В ту ночь, на том шоссе они отомстили нам. Мы их бросили. Всю нашу жизнь мы смотрели на них, тянули к ним руки, но ничего не сделали. Они ждали. Они надеялись на любовь, которую мы, казалось им, могли дать, которую мы им в каком-то смысле обещали, но мы предпочли бросать пригоршни земли в огонь. Они звали нас, их губы приоткрывались, произнося наши имена, ночами они шептали их нам в шеи, их пальцы касались наших волос, а мы остались недвижимы. И тогда они сели в эту машину и улетели в небеса, в непроглядно темную или мерцающую под луной ночь. Они ушли в тайное место, туда, где протекает наша настоящая жизнь, но оно недосягаемо.
Валентина
1
Валентина никогда об этом не думала. Ни о своей комнате, крошечной, как грот, где едва хватало места для кровати и шкафа, ни об уик-эндах, проведенных там, но при всем том они «выезжали» в Кран каждую пятницу зимой, а иногда и весной тоже. После школы, потом коллежа, потом лицея она садилась в «рендж-ровер» или «ролле» с запахом кожи, от которого ее тошнило, и хлопала дверцей. Сидя на заднем сиденье, она видела их спины, иногда просила поставить кассету, но они всегда отпускали нелестные комментарии о музыке, которую она любила, поэтому ехали в тишине, в темноте. Казалось, в этой машине всегда была ночь, а воздух разреженный или отравленный. Боже мой, сколько времени минуло, улетело, в этой запертой коробке.

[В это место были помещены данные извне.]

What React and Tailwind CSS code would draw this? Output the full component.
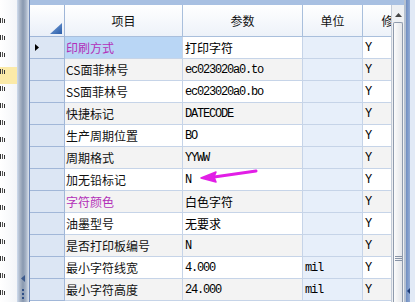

Прошло уже больше двенадцати лет, как Валентина потеряла мать, но когда она машинально произносит эти слова или вспоминает внезапно, проснувшись, и повторяет их шепотом («моя мама умерла»), ей самой они непонятны и не оказывают никакого действия, словно лист на поверхности воды. Она не думает об этом, как не думает и о Жаке Саврье, который живет где-то, вероятно, в Женеве, как будто ее и нет на свете. Она просто села в поезд на Париж, в двадцать три года, с чемоданом Клаудии, кожаным «Вюиттоном», казавшимся ей таким неуместным, и ее прежняя жизнь рассеялась, как дым сигареты, закрученный длинным колечком.
Валентина и думать забыла, она просто никогда больше не возвращалась в Кран. С той ночи, когда ее отец, то есть отчим, она не знала, как его называть, разбудил ее, бледный как полотно, и она сразу поняла, что случилось. Ей было восемнадцать лет, и она давно, казалось ей, всегда, ждала этой минуты.
Она помнила лицо Жака Саврье и двух склонившихся над ней полицейских. До нее бесконечно долго доходило, что они здесь, в ее комнате, как все эти люди уместились на таком пятачке?
Они еще и суетились, один из полицейских достал комиксы с ее книжной полки и листал их, как будто искал объяснения абсурдности жизни. Валентина подумала, что под футболкой на ней нет трусиков, что они увидят ее голый зад. Потом ей показалось, будто она летит, парит над всей этой сценой, высоко, очень высоко, и их слова доходили до нее с задержкой, как если бы она говорила по телефону с края света. Это длилось много недель, ощущение, будто она живет в ватном коконе, и эта усталость, и отстраненность, но, наверно, так действовали анксиолитики и антидепрессанты, которые она хранила в баночке из-под подсластителя Клаудии из бежевой матовой пластмассы. Рельефные цветы, выгравированные на крышечке, создавали впечатление, что она принадлежала романтической барышне из прошлого века.